A few helpful cautions emerged out of that conversation with my writer friends. First, if a government agency, NGO, or ministry is paying the tab for your travel, it is wise to remember there are strings attached, if only to coax you toward adopting your trip organizers’ point of view. (One example: some junkets to Israel are focused on advancing a pro-Palestinian narrative; others, telling the Christian Zionist story.) If a government or organization is making the investment in this trip, understand that the group you’re with, the places you’ll go, and the people you meet have been curated to give you a specific kind of experience, with the goal of transforming you into an advocate (or propagandist!) for the organization.

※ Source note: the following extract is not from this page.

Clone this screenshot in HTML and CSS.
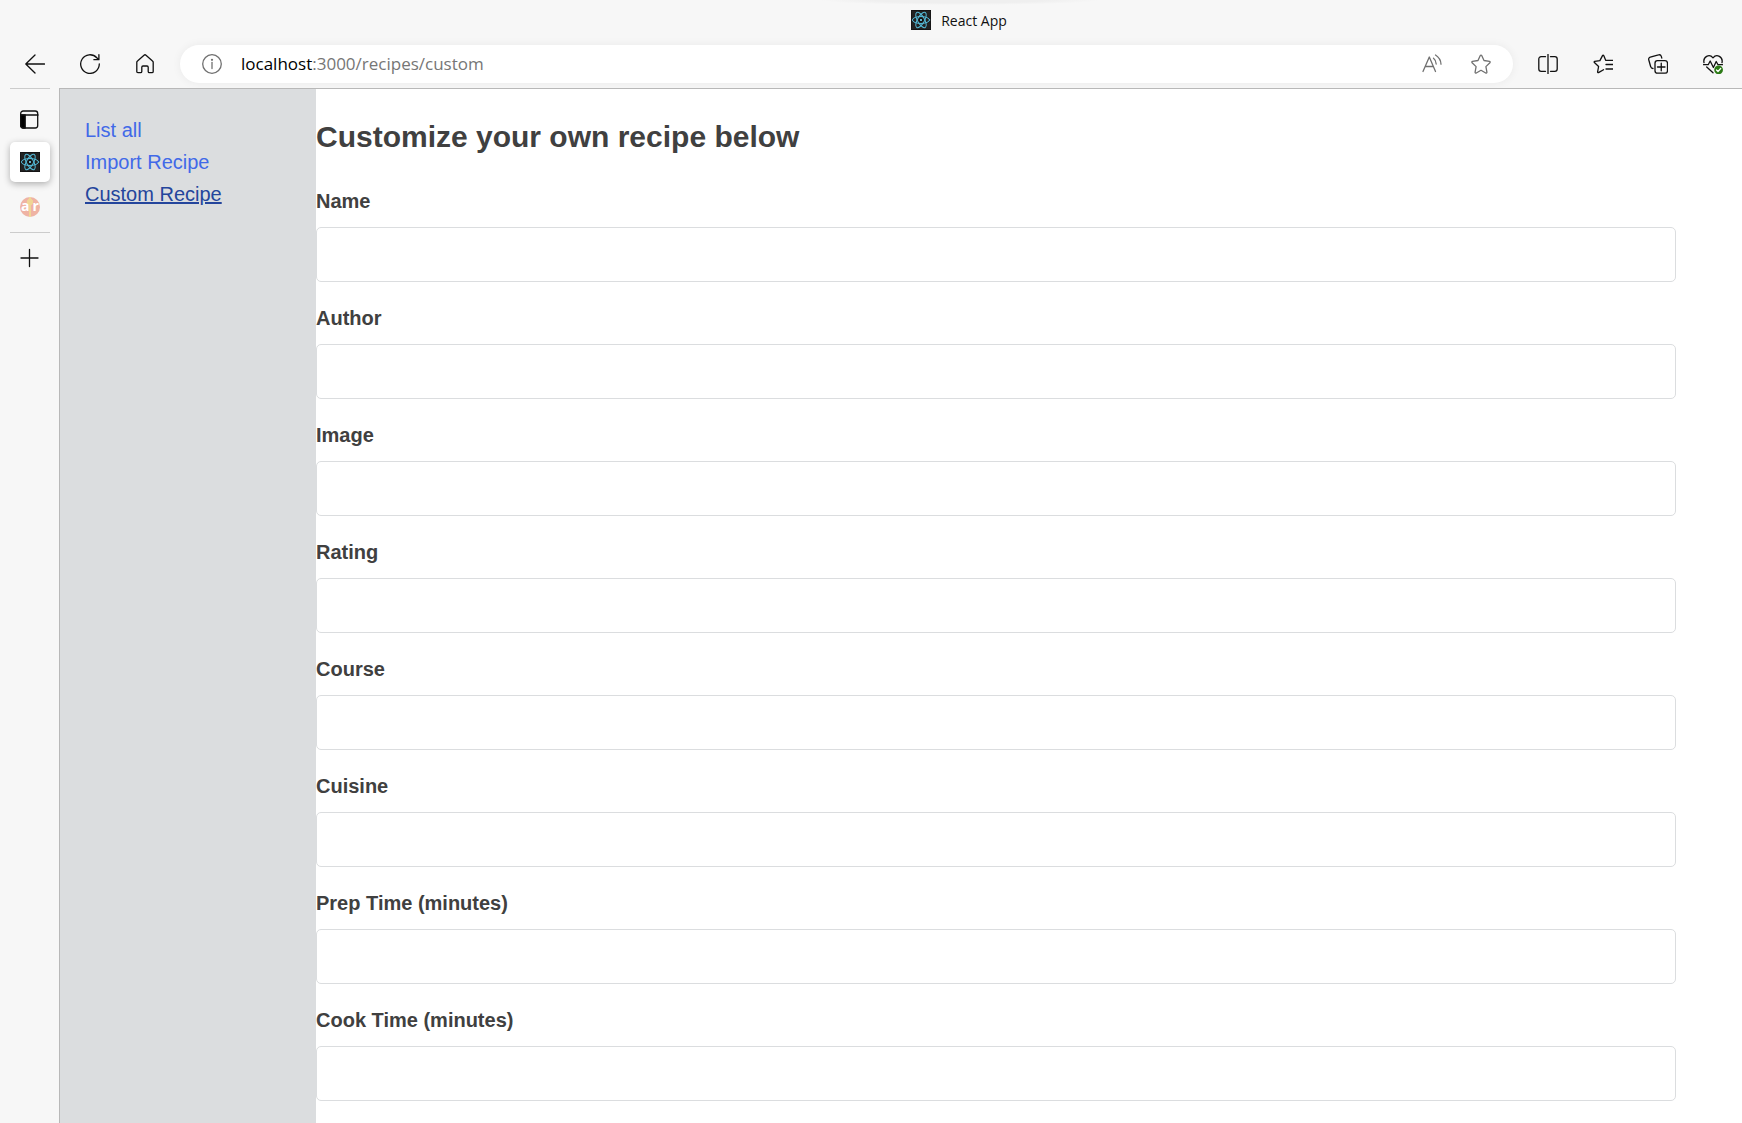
FILE: index.html
```html
<!DOCTYPE html>
<html lang="en">
<head>
<meta charset="utf-8">
<title>React App</title>
<link rel="stylesheet" href="styles.css">
</head>
<body>
<svg class="defs" width="0" height="0" aria-hidden="true">
  <symbol id="react" viewBox="0 0 20 20">
    <rect width="20" height="20" rx="2" fill="#222"/>
    <g fill="none" stroke="#53b9d6" stroke-width="1">
      <ellipse cx="10" cy="10" rx="8.600" ry="3.500"/>
      <ellipse cx="10" cy="10" rx="8.600" ry="3.500" transform="rotate(60 10 10)"/>
      <ellipse cx="10" cy="10" rx="8.600" ry="3.500" transform="rotate(120 10 10)"/>
    </g>
    <circle cx="10" cy="10" r="1.700" fill="#7fe0fa"/>
  </symbol>
</svg>

<header class="chrome">
  <div class="titlebar">
    <svg class="icon"><use href="#react"/></svg>
    <span>React App</span>
  </div>
  <div class="toolbar">
    <div class="group">
      <button class="tool" aria-label="Back"><svg class="icon" viewBox="0 0 20 20"><path d="M19.500 10H.8M10 1L.8 10l9.200 9"/></svg></button>
      <button class="tool" aria-label="Refresh"><svg class="icon" viewBox="0 0 20 20"><path d="M19.300 10A9.300 9.300 0 1 1 16.800 3.700l1.800 1.900M18.900 .7v5h-5"/></svg></button>
      <button class="tool" aria-label="Home"><svg class="icon" viewBox="0 0 20 20"><path d="M1.800 8.300c0-.6.200-1 .7-1.400L9 1.200c.6-.5 1.400-.5 2 0l6.500 5.700c.5.400.7.800.7 1.400v9.200c0 .8-.4 1.200-1.200 1.200h-2.600c-.8 0-1.200-.4-1.200-1.200v-4.300c0-.8-.4-1.200-1.200-1.200H8c-.8 0-1.200.4-1.200 1.200v4.300c0 .8-.4 1.200-1.200 1.200H3c-.8 0-1.200-.4-1.200-1.200z"/></svg></button>
    </div>
    <div class="address">
      <button class="tool muted" aria-label="Site information"><svg class="icon" viewBox="0 0 20 20"><circle cx="10" cy="10" r="9.300"/><path d="M10 8.500v6"/><circle cx="10" cy="5.800" r=".5"/></svg></button>
      <div class="url">localhost<span class="path">:3000/recipes/custom</span></div>
      <button class="tool muted" aria-label="Read aloud"><svg class="icon" viewBox="0 0 20 20"><path d="M1 17.500L7.300 3l6.200 14.500M3.200 12.500h8.200M11.500 4.200c1.800 1.400 2.600 3.200 2.700 5.800M13.500 1c3.500 2.200 5.300 5.200 5.500 9.200"/></svg></button>
      <button class="tool muted" aria-label="Add to favorites"><svg class="icon" viewBox="0 0 20 20"><path d="M9.300 1.500c.3-.6 1.100-.6 1.400 0l2.300 5 5.500.8c.7.100.9.900.4 1.400l-4 3.900 1 5.500c.1.700-.6 1.200-1.200.9L10 16.300 5.300 19c-.6.300-1.300-.2-1.200-.9l1-5.500-4-3.900c-.5-.5-.3-1.300.4-1.400L7 6.500z"/></svg></button>
    </div>
    <div class="group">
      <button class="tool" aria-label="Split screen"><svg class="icon" viewBox="0 0 20 20"><path d="M7.500 2.700H3.200c-1.500 0-2.400.9-2.400 2.400v9.800c0 1.500.9 2.400 2.400 2.400h4.300M12.500 2.700h4.300c1.500 0 2.400.9 2.400 2.400v9.800c0 1.500-.9 2.400-2.400 2.400h-4.300M10 .3v19.400"/></svg></button>
      <button class="tool" aria-label="Favorites"><svg class="icon" viewBox="0 0 20 20"><path d="M10.500 15.700l-5 2.900c-.5.300-1-.1-.9-.7l1-5.400-4.200-4c-.5-.4-.3-1 .3-1.100l5.200-.8 2.600-5c.3-.6.900-.6 1.200 0l2.100 4.800H20M13 10.500h7M13 15h7"/></svg></button>
      <button class="tool" aria-label="Collections"><svg class="icon" viewBox="0 0 20 20"><path d="M5 14.500c-1.200 0-2-.6-2.300-1.800L.8 6C.4 4.700 1 3.600 2.300 3.200L10.500.9c1.300-.4 2.400.2 2.800 1.500l.5 1.700"/><rect x="7" y="6.700" width="12.500" height="12.500" rx="2.500"/><path d="M13.250 9.200v7.600M9.500 13h7.500"/></svg></button>
      <button class="tool" aria-label="Browser essentials"><svg class="icon" viewBox="0 0 20 20"><path d="M1 8.700C-.2 3 6.200-.7 10 3.800 13.800-.7 20.200 3 19 8.700M.5 10.700h4.700l2-3.700 3.200 6.500 2.800-6 1.800 3.200h4.500M3.700 13L10 18.800"/><circle cx="15.600" cy="15.800" r="4.400" fill="#2c7a16" stroke="none"/><path d="M13.500 16l1.500 1.500 2.700-3" stroke="#fff"/></svg></button>
    </div>
  </div>
</header>

<div class="window">
  <aside class="tabs">
    <button class="tab first" aria-label="Tab actions"><svg class="icon" viewBox="0 0 20 20"><rect x=".7" y="1" width="17" height="17" rx="2.500"/><path d="M1 5h17"/><path d="M.7 5h4.500v13H3.200c-1.500 0-2.500-1-2.500-2.500z" fill="#000"/></svg></button>
    <button class="tab active" aria-label="React App"><svg class="icon"><use href="#react"/></svg></button>
    <button class="tab" aria-label="Allrecipes"><span class="ar"><span>a</span><span>r</span></span></button>
    <hr class="rule">
    <button class="tab" aria-label="New tab"><svg class="icon" viewBox="0 0 20 20"><path d="M9.500 1.500v17M1 10h17"/></svg></button>
  </aside>

  <div class="page">
    <nav class="sidebar">
      <a href="#">List all</a>
      <a href="#">Import Recipe</a>
      <a href="#" class="current">Custom Recipe</a>
    </nav>
    <main class="content">
      <h1>Customize your own recipe below</h1>
      <form class="form">
        <div class="field"><label for="name">Name</label><input id="name" type="text"></div>
        <div class="field"><label for="author">Author</label><input id="author" type="text"></div>
        <div class="field"><label for="image">Image</label><input id="image" type="text"></div>
        <div class="field"><label for="rating">Rating</label><input id="rating" type="text"></div>
        <div class="field"><label for="course">Course</label><input id="course" type="text"></div>
        <div class="field"><label for="cuisine">Cuisine</label><input id="cuisine" type="text"></div>
        <div class="field"><label for="prep">Prep Time (minutes)</label><input id="prep" type="text"></div>
        <div class="field"><label for="cook">Cook Time (minutes)</label><input id="cook" type="text"></div>
      </form>
    </main>
  </div>
</div>
</body>
</html>
```
FILE: styles.css
```css
* {
  box-sizing: border-box;
}

body {
  margin: 0;
  min-height: 100vh;
  display: flex;
  flex-direction: column;
  background: #f7f7f7;
  color: #404040;
  font-family: "Liberation Sans", Arial, sans-serif;
  font-size: 20px;
}

.defs {
  position: absolute;
}

button {
  padding: 0;
  border: 0;
  background: none;
  cursor: pointer;
}

.icon {
  display: block;
  width: 20px;
  height: 20px;
  fill: none;
  stroke: #111;
  stroke-width: 1.3;
  stroke-linecap: round;
  stroke-linejoin: round;
}

.muted .icon {
  stroke: #707070;
}

/* Browser chrome */
.chrome {
  color: #111;
  font-family: "Open Sans", "Noto Sans", sans-serif;
}

.titlebar {
  display: flex;
  align-items: center;
  justify-content: center;
  gap: 10px;
  height: 40px;
  padding-left: 176px;
  background: radial-gradient(140px 5px at 960px 0, #efefef 60%, transparent);
  font-size: 14px;
}

.toolbar {
  display: flex;
  align-items: center;
  gap: 25px;
  height: 48px;
  padding: 0 19px 0 25px;
}

.group {
  display: flex;
  gap: 35px;
}

.address {
  flex: 1;
  display: flex;
  align-items: center;
  gap: 29px;
  height: 38px;
  padding: 0 22px;
  border-radius: 19px;
  background: #fff;
  box-shadow: 0 0 10px rgba(0, 0, 0, 0.06);
}

.url {
  flex: 1;
  margin-left: -10px;
  font-size: 17px;
  line-height: 24px;
  color: #000;
}

.path {
  color: #767676;
}

/* Vertical tab strip */
.window {
  flex: 1;
  display: flex;
}

.tabs {
  width: 59px;
  padding: 0 9px 0 10px;
}

.tab {
  display: flex;
  align-items: center;
  justify-content: center;
  width: 40px;
  height: 50px;
}

.first {
  height: 54px;
  padding-top: 8px;
  border-top: 1px solid #ccc;
}

.active {
  height: 40px;
  border-radius: 5px;
  background: #fff;
  box-shadow: 0 2px 7px rgba(0, 0, 0, 0.3);
}

.ar {
  display: flex;
  justify-content: center;
  gap: 3px;
  width: 20px;
  height: 20px;
  border-radius: 50%;
  background: radial-gradient(3px 4px at 50% 5px, #f0d595 90%, transparent), linear-gradient(90deg, transparent 9px, #f0d595 9px, #f0d595 11px, transparent 11px) #efb3a4;
  color: #fff;
  font: bold 14px/18px "Open Sans", sans-serif;
}

.rule {
  height: 1px;
  margin: 0;
  border: 0;
  background: #ccc;
}

/* Recipe app */
.page {
  flex: 1;
  display: flex;
  border-top: 1px solid #b8b8b8;
  border-left: 1px solid #b8b8b8;
  background: #fff;
}

.sidebar {
  display: flex;
  flex-direction: column;
  width: 256px;
  padding: 25px;
  background: #dbdddf;
  line-height: 32px;
}

.sidebar a {
  color: #4169e8;
  text-decoration: none;
}

.sidebar .current {
  color: #24459c;
  text-decoration: underline;
  text-decoration-thickness: 2px;
}

.content {
  flex: 1;
  padding: 30px 66px 20px 0;
}

h1 {
  margin: 0 0 34px;
  font-size: 30px;
  line-height: 36px;
}

.form {
  display: flex;
  flex-direction: column;
  gap: 24px;
}

.field {
  display: flex;
  flex-direction: column;
  gap: 14px;
}

label {
  font-weight: bold;
  line-height: 24px;
}

input {
  width: 100%;
  height: 55px;
  padding: 0 16px;
  border: 1px solid #dbdddf;
  border-radius: 5px;
  background: #fff;
  color: inherit;
  font: inherit;
}
```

Second, travelers need to remember these trips aren’t vacations, even if a day at the beach or adult beverages by the pool at night are a part of the privileged experience. Leaders should work overtime to avoid the humble brag about the tribulations of jet lag or social media shout outs name-checking the awesome people with whom they’re traveling. Invited influencers need to travel with eyes wide open, a heart willing to learn, and have trusted people who weren’t on the trip with whom they can prayerfully process the experience before they write or speak a whole lot about it. James’ yellow flag warning to those in positions of spiritual authority and his words about wisdom in speech aimed at all of us applies to travel junkets, too.
I’m guessing that a teensy-tiny percentage of those of you reading these words have ever been offered a seat on a Christian travel junket. But it is helpful for the rest of us to know something about how some of our influencers are influenced – both for good and for not-so-great – by others hoping to shape their message.